Washington Post reporter Bob Woodward is coming to Boston in a couple of days to do several speaking engagements, and I'll have a chance to meet him. You may remember his name-- he and his then-colleague Carl Bernstein uncovered the Watergate scandal, back in 1972; and their investigative reporting eventually led to the resignation of President Nixon.
I can't predict what he'll talk about, but I'm sure the current state of journalism will be one of the topics. Things are certainly different from when he was reporting about politics in the early 1970s. It was the era before the internet; there wasn't even any cable news yet.

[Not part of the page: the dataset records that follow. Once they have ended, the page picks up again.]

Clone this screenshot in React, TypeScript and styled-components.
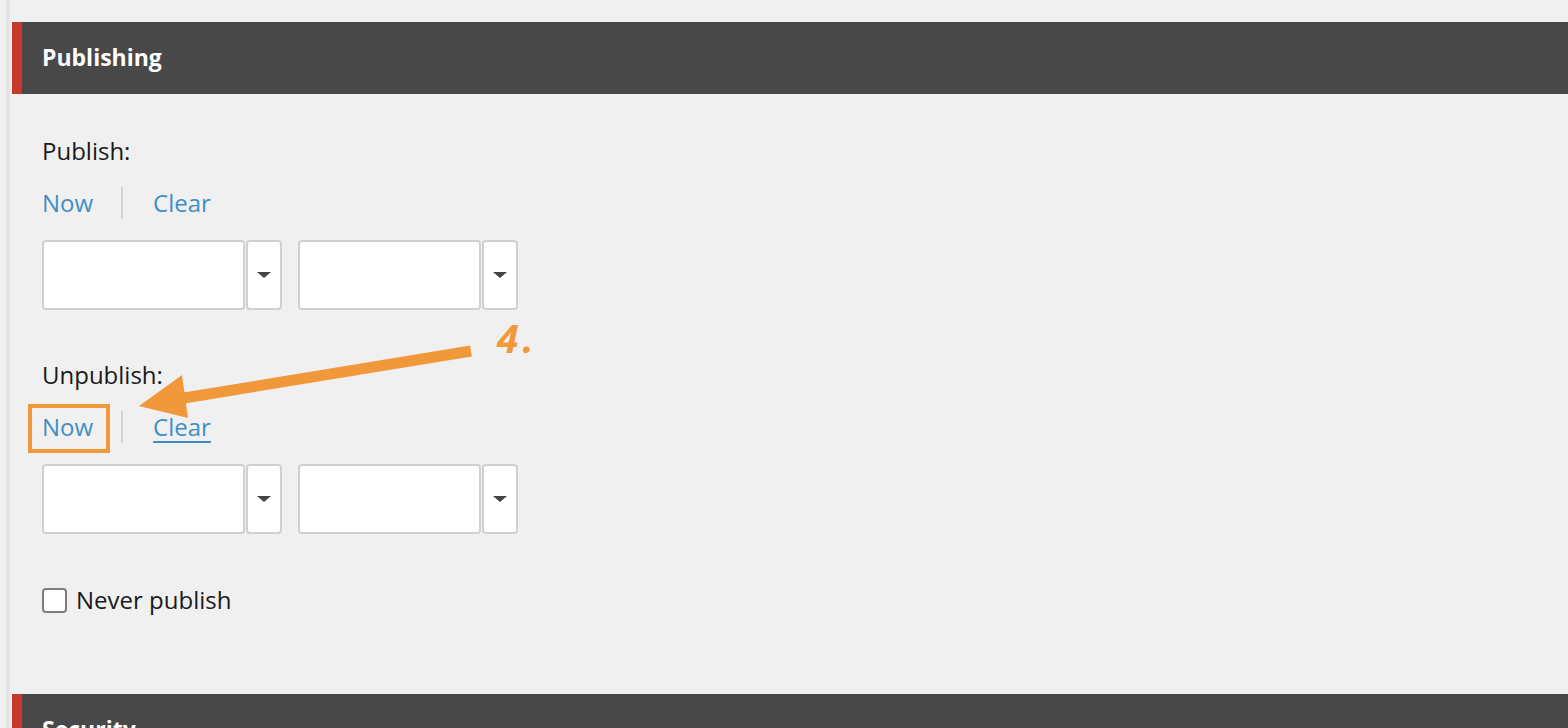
import React from 'react'
import styled, { createGlobalStyle } from 'styled-components'

const GlobalStyle = createGlobalStyle`
  html, body {
    margin: 0;
    padding: 0;
    background: #f0f0f0;
    overflow: hidden;
  }
  body {
    font-family: "Open Sans", "Liberation Sans", sans-serif;
    color: #1a1a1a;
  }
`

const Page = styled.div`
  width: 1568px;
  height: 728px;
  padding-left: 6px;
  box-sizing: border-box;
  overflow: hidden;
`

const Frame = styled.div`
  position: relative;
  height: 100%;
  border-left: 4px solid #e4e4e4;
  padding-left: 2px;
  padding-top: 22px;
  box-sizing: border-box;
`

const PanelHeader = styled.div`
  height: 72px;
  background: #484848;
  border-left: 10px solid #c9392b;
  padding-left: 20px;
  color: #ffffff;
  font-size: 23px;
  font-weight: 700;
  line-height: 70px;
`

const PanelBody = styled.div`
  padding: 39px 30px 76px;
`

const FieldGroup = styled.div`
  & + & {
    margin-top: 47px;
  }
`

const FieldLabel = styled.div`
  font-size: 24px;
  line-height: 36px;
  color: #1a1a1a;
`

const LinkRow = styled.div`
  display: flex;
  align-items: center;
  margin-top: 16px;
  height: 36px;
`

const ActionLink = styled.a<{ $hover?: boolean }>`
  font-size: 24px;
  line-height: 36px;
  color: #3f8fc4;
  text-decoration: ${p => (p.$hover ? 'underline' : 'none')};
  text-decoration-thickness: 2px;
  text-underline-offset: 5px;
  cursor: pointer;
`

const Divider = styled.span`
  width: 2px;
  height: 32px;
  background: #d2d2d2;
  margin: 0 30px 0 28px;
`

const InputRow = styled.div`
  display: flex;
  margin-top: 19px;
  gap: 16px;
`

const Combo = styled.div`
  display: flex;
  gap: 1px;
`

const TextBox = styled.div<{ $w: number }>`
  width: ${p => p.$w}px;
  height: 70px;
  box-sizing: border-box;
  background: #ffffff;
  border: 2px solid #d0d0d0;
  border-radius: 4px;
`

const DropButton = styled.div`
  width: 36px;
  height: 70px;
  box-sizing: border-box;
  background: #ffffff;
  border: 2px solid #d0d0d0;
  border-radius: 4px;
  display: flex;
  align-items: center;
  justify-content: center;
`

const Caret = styled.span`
  width: 0;
  height: 0;
  border-left: 7px solid transparent;
  border-right: 7px solid transparent;
  border-top: 6px solid #444444;
`

const CheckRow = styled.label`
  display: flex;
  align-items: center;
  gap: 9px;
  margin-top: 48px;
  font-size: 24px;
  line-height: 36px;
`

const CheckBox = styled.span`
  width: 25px;
  height: 25px;
  box-sizing: border-box;
  background: #ffffff;
  border: 2px solid #7d7d7d;
  border-radius: 4px;
`

// annotation layer, coordinates relative to the frame's padding box (page x - 10)
const Highlight = styled.div`
  position: absolute;
  left: 18px;
  top: 404px;
  width: 82px;
  height: 49px;
  box-sizing: border-box;
  border: 4px solid #f0983a;
  pointer-events: none;
`

const ArrowSvg = styled.svg`
  position: absolute;
  left: -10px;
  top: 0;
  pointer-events: none;
`

const StepLabel = styled.div`
  position: absolute;
  left: 487px;
  top: 314px;
  font-size: 39px;
  line-height: 48px;
  font-weight: 700;
  font-style: italic;
  letter-spacing: 4px;
  color: #f0983a;
  pointer-events: none;
`

const DateTimeInputs: React.FC = () => (
  <InputRow>
    <Combo>
      <TextBox $w={203} />
      <DropButton><Caret /></DropButton>
    </Combo>
    <Combo>
      <TextBox $w={183} />
      <DropButton><Caret /></DropButton>
    </Combo>
  </InputRow>
)

export default function App() {
  return (
    <>
      <GlobalStyle />
      <Page>
        <Frame>
          <PanelHeader>Publishing</PanelHeader>
          <PanelBody>
            <FieldGroup>
              <FieldLabel>Publish:</FieldLabel>
              <LinkRow>
                <ActionLink>Now</ActionLink>
                <Divider />
                <ActionLink>Clear</ActionLink>
              </LinkRow>
              <DateTimeInputs />
            </FieldGroup>
            <FieldGroup>
              <FieldLabel>Unpublish:</FieldLabel>
              <LinkRow>
                <ActionLink>Now</ActionLink>
                <Divider />
                <ActionLink $hover>Clear</ActionLink>
              </LinkRow>
              <DateTimeInputs />
            </FieldGroup>
            <CheckRow>
              <CheckBox />
              Never publish
            </CheckRow>
          </PanelBody>
          <PanelHeader>Security</PanelHeader>

          <Highlight />
          <ArrowSvg width="560" height="440" viewBox="0 0 560 440">
            <line x1="471" y1="351" x2="178" y2="399" stroke="#f0983a" strokeWidth="11" />
            <polygon points="139,406 182,375 188,418" fill="#f0983a" />
          </ArrowSvg>
          <StepLabel>4.</StepLabel>
        </Frame>
      </Page>
    </>
  )
}
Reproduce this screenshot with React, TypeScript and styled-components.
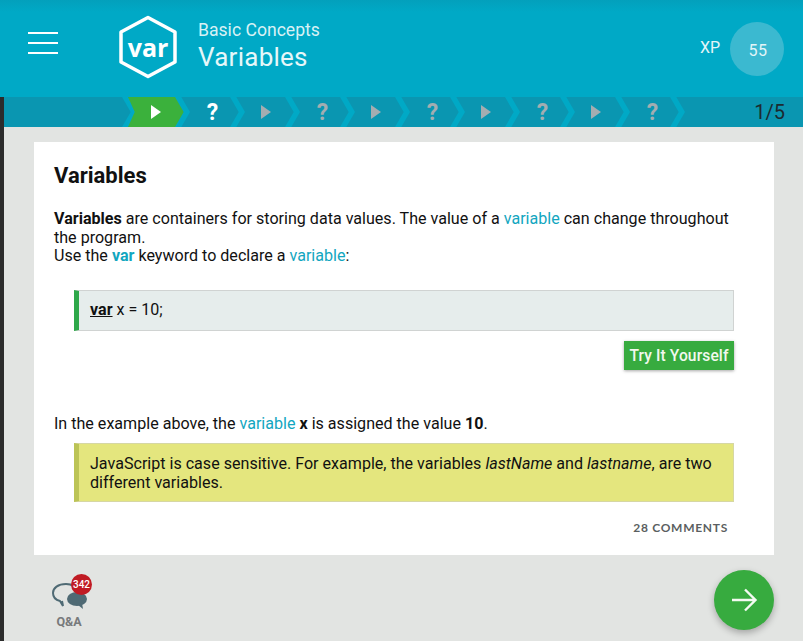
import React from "react";
import styled, { createGlobalStyle, css } from "styled-components";

const GlobalStyle = createGlobalStyle`
  html, body {
    margin: 0;
    padding: 0;
    background: #e2e4e2;
    font-family: Roboto, "Liberation Sans", sans-serif;
  }
  * { box-sizing: border-box; }
`;

const Page = styled.div`
  width: 803px;
  height: 641px;
  overflow: hidden;
  display: flex;
  flex-direction: column;
`;

const Header = styled.header`
  height: 97px;
  flex: none;
  display: flex;
  align-items: center;
  background: linear-gradient(#03a0bc 0, #00a9c6 12px, #00a9c6 100%);
  color: #fff;
  padding: 0 17px 11px 28px;
`;

const Burger = styled.div`
  width: 30px;
  display: flex;
  flex-direction: column;
  gap: 8px;
  margin-right: 60px;
  span {
    height: 2px;
    background: #fff;
  }
`;

const Badge = styled.div`
  position: relative;
  width: 60px;
  height: 64px;
  margin-top: 7px;
  margin-right: 20px;
  display: flex;
  align-items: center;
  justify-content: center;
  font-family: "Open Sans", sans-serif;
  font-weight: 700;
  font-size: 25px;
  svg {
    position: absolute;
    inset: 0;
  }
`;

const Titles = styled.div`
  flex: 1;
  margin-top: 5px;
`;

const Crumb = styled.div`
  font-size: 17.6px;
  line-height: 22px;
  color: #d8f1f5;
`;

const Title = styled.div`
  font-size: 26px;
  line-height: 32px;
  letter-spacing: 0.25px;
  color: #e6f7f9;
`;

const XpLabel = styled.span`
  font-size: 16px;
  margin-right: 10px;
  color: #e3f5f8;
  margin-top: 9px;
`;

const XpCircle = styled.div`
  width: 54px;
  height: 54px;
  border-radius: 50%;
  background: #3bb9d0;
  color: #e3f5f8;
  font-size: 16px;
  letter-spacing: 0.5px;
  display: flex;
  align-items: center;
  justify-content: center;
  padding: 3px 0 0 2px;
  margin-top: 11px;
  margin-right: 2px;
`;

const Body = styled.div`
  flex: 1;
  min-height: 0;
  display: flex;
  flex-direction: column;
  border-left: 4px solid #2c2c2c;
`;

const Progress = styled.div`
  height: 30px;
  flex: none;
  display: flex;
  align-items: center;
  background: #0a96b1;
  padding-left: 124px;
  overflow: hidden;
`;

const chevron = css`
  content: "";
  position: absolute;
  top: 0;
  width: 15px;
  height: 30px;
  background: #00a9c6;
  clip-path: polygon(0 0, 42% 0, 100% 50%, 42% 100%, 0 100%, 58% 50%);
`;

const LeadChevron = styled.div`
  position: relative;
  width: 0;
  height: 30px;
  flex: none;
  &::after {
    ${chevron}
    left: -6px;
  }
`;

const Step = styled.div<{ $active?: boolean }>`
  position: relative;
  width: 55px;
  height: 30px;
  flex: none;
  display: flex;
  align-items: center;
  justify-content: center;
  &::before {
    content: "";
    position: absolute;
    inset: 0 -1px 0 0;
    background: ${({ $active }) => ($active ? "#3bb13c" : "transparent")};
    clip-path: polygon(88% 0, 100% 50%, 88% 100%, 0 100%, 12% 50%, 0 0);
  }
  &::after {
    ${chevron}
    right: -7px;
  }
`;

const Play = styled.span<{ $on?: boolean }>`
  position: relative;
  width: 0;
  height: 0;
  border-left: 10px solid ${({ $on }) => ($on ? "#fff" : "#a3adb1")};
  border-top: 7px solid transparent;
  border-bottom: 7px solid transparent;
`;

const Quiz = styled.span<{ $on?: boolean }>`
  position: relative;
  left: 2px;
  font-size: 23px;
  font-weight: 700;
  color: ${({ $on }) => ($on ? "#fff" : "#a3adb1")};
`;

const Count = styled.div`
  margin-left: auto;
  padding-right: 18px;
  font-size: 20px;
  color: #1c2a30;
`;

const Content = styled.main`
  flex: 1;
  min-height: 0;
  display: flex;
  flex-direction: column;
  padding: 15px 29px 0 30px;
`;

const Card = styled.section`
  height: 413px;
  flex: none;
  background: #fff;
  padding: 21px 40px 0 20px;
  color: #111;
  font-size: 16.08px;
  line-height: 18.6px;
`;

const Heading = styled.h2`
  margin: 0 0 21px;
  font-size: 22px;
  line-height: 26px;
  font-weight: 700;
`;

const Paragraph = styled.p`
  margin: 0;
`;

const AfterExample = styled(Paragraph)`
  margin-top: 45px;
`;

const Term = styled.span`
  color: #12a6c0;
`;

const CodeBlock = styled.div`
  margin: 24px 0 0 20px;
  height: 41px;
  display: flex;
  align-items: center;
  padding: 1px 0 0 11px;
  background: #e6edec;
  border: 1px solid #d0d3d2;
  border-left: 5px solid #2ea84a;
  u { font-weight: 700; }
`;

const TryRow = styled.div`
  display: flex;
  justify-content: flex-end;
  margin-top: 10px;
`;

const TryButton = styled.button`
  height: 29px;
  width: 110px;
  padding: 1px 0 0;
  border: 0;
  background: #37ab3f;
  color: #f2f8ee;
  font-family: inherit;
  font-size: 15.6px;
  font-weight: 500;
  letter-spacing: 0.1px;
  box-shadow: 0 1px 3px rgba(0, 0, 0, 0.35);
`;

const Note = styled.div`
  margin: 10px 0 0 20px;
  padding: 10px 15px 0 11px;
  height: 59px;
  line-height: 19px;
  background: #e4e67e;
  border: 1px solid #d6d7a4;
  border-left: 5px solid #bcc456;
`;

const Comments = styled.div`
  margin: 17px 6px 0 0;
  text-align: right;
  font-family: Lato, sans-serif;
  font-size: 12px;
  font-weight: 700;
  letter-spacing: 0.72px;
  color: #5b5f61;
`;

const Footer = styled.div`
  flex: 1;
  display: flex;
  justify-content: space-between;
  padding: 15px 0 0 15px;
`;

const QnA = styled.div`
  position: relative;
  width: 40px;
  display: flex;
  flex-direction: column;
  align-items: center;
  padding-top: 11px;
  color: #77797b;
  font-size: 12.5px;
  font-weight: 700;
`;

const Bubbles = styled.svg`
  display: block;
  margin-bottom: 3px;
`;

const Count342 = styled.span`
  position: absolute;
  top: 4px;
  left: 22px;
  width: 21px;
  height: 21px;
  border-radius: 50%;
  background: #c01b24;
  color: #fff;
  font-size: 10px;
  font-weight: 500;
  line-height: 21px;
  text-align: center;
`;

const Next = styled.button`
  width: 60px;
  height: 60px;
  padding: 0;
  border: 0;
  border-radius: 50%;
  background: #37ab3f;
  display: flex;
  align-items: center;
  justify-content: center;
  box-shadow: 0 3px 7px rgba(0, 0, 0, 0.28);
`;

const steps = [0, 1, 2, 3, 4, 5, 6, 7, 8, 9];

export default function App() {
  return (
    <Page>
      <GlobalStyle />
      <Header>
        <Burger>
          <span />
          <span />
          <span />
        </Burger>
        <Badge>
          <svg width="60" height="64" viewBox="0 0 60 64" fill="none">
            <path d="M30 2.5 L57 17 V47 L30 61.5 L3 47 V17 Z" stroke="#fff" strokeWidth="3.5" strokeLinejoin="round" />
          </svg>
          var
        </Badge>
        <Titles>
          <Crumb>Basic Concepts</Crumb>
          <Title>Variables</Title>
        </Titles>
        <XpLabel>XP</XpLabel>
        <XpCircle>55</XpCircle>
      </Header>
      <Body>
        <Progress>
          <LeadChevron />
          {steps.map((i) => (
            <Step key={i} $active={i === 0}>
              {i % 2 === 0 ? <Play $on={i === 0} /> : <Quiz $on={i === 1}>?</Quiz>}
            </Step>
          ))}
          <Count>1/5</Count>
        </Progress>
        <Content>
          <Card>
            <Heading>Variables</Heading>
            <Paragraph>
              <b>Variables</b> are containers for storing data values. The value of a <Term>variable</Term> can change
              throughout the program.
              <br />
              Use the <Term><b>var</b></Term> keyword to declare a <Term>variable</Term>:
            </Paragraph>
            <CodeBlock>
              <span>
                <u>var</u> x = 10;
              </span>
            </CodeBlock>
            <TryRow>
              <TryButton>Try It Yourself</TryButton>
            </TryRow>
            <AfterExample>
              In the example above, the <Term>variable</Term> <b>x</b> is assigned the value <b>10</b>.
            </AfterExample>
            <Note>
              JavaScript is case sensitive. For example, the variables <i>lastName</i> and <i>lastname</i>, are two
              different variables.
            </Note>
            <Comments>28 COMMENTS</Comments>
          </Card>
          <Footer>
            <QnA>
              <Bubbles width="36" height="30" viewBox="0 0 36 30" fill="none">
                <path d="M15 3 C7 3 2 7 2 12 C2 16 5 19 9 20 L12 25 L11 20" stroke="#4f6a74" strokeWidth="2" />
                <path d="M15 3 C18 3 21 4 22 5" stroke="#4f6a74" strokeWidth="2" />
                <ellipse cx="26" cy="18" rx="10" ry="7" fill="#4f6a74" />
                <path d="M27 24 L32 28 L31 22 Z" fill="#4f6a74" />
              </Bubbles>
              Q&amp;A
              <Count342>342</Count342>
            </QnA>
            <Next aria-label="next">
              <svg width="28" height="28" viewBox="0 0 28 28" fill="none" stroke="#f4faf2" strokeWidth="2.4">
                <path d="M2 14 H25 M15 3.5 L25.5 14 L15 24.5" />
              </svg>
            </Next>
          </Footer>
        </Content>
      </Body>
    </Page>
  );
}
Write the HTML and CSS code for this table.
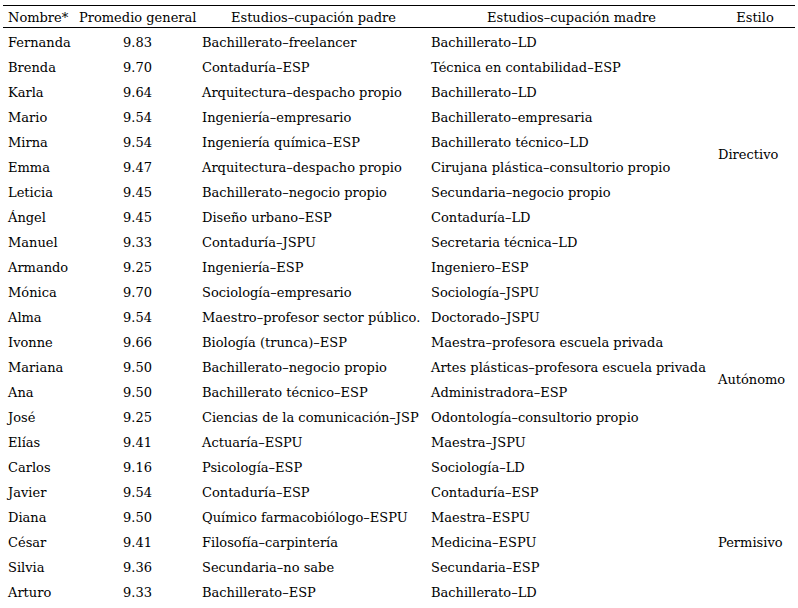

Most of us got our information from newspapers and magazines, and by watching the evening newscasts on NBC, ABC, or CBS.
Like today, Americans were very polarized. But the Fairness Doctrine was still around, and commentary was not usually a part of any newscasts; nor were one-sided attacks allowed. There were some radio talk shows that expressed views from one side or the other, but both sides had to be given a chance to be heard. And on TV, popular programs like the Tonight Show tried to avoid partisanship entirely, and focus on making the audience laugh-- whatever their political views.
President Nixon distrusted and disliked the press, and so did Vice President Spiro Agnew. Both were harsh critics of the media of their day, and both accused reporters of bias (like many presidents, before and since, Mr. Nixon believed the press was against him; and Mr. Agnew claimed the press was out of step with the views of most Americans, a claim other politicians have also made).
Meanwhile, hardworking investigative journalists kept trying to do their jobs, in print or on radio or on TV. And Bob Woodward was part of that group of reporters whose goal was to find the truth and let the public know. I doubt he imagined back in 1972 that one day, the Fairness Doctrine would be gone, leading to many Republicans watching (and trusting) only one channel, and reading only publications that reinforced their views; and the same would be true for many Democrats, such that both groups were living in entirely different realities when it came to politics.
These days, it seems many people prefer commentary to news; they say they want "unbiased news," but surveys show many of them really want reporting that favors their particular candidate or supports their particular side. In fact, the highest-rated folks on cable news are the commentators, many of whom distort or exaggerate the facts to serve a partisan goal.
I wonder if Woodward and Bernstein (or someone like them) could bring down a corrupt president today. I fear that large numbers of people would simply ignore their reporting, tune out their stories, and seek out media outlets that said their work was "fake news." I believe we need good reporting now more than ever. Yet it really seems that many people don't care about facts; they'd much rather have partisan opinions. I'll be interested in how Mr. Woodward sees it. I'll let you know what he says.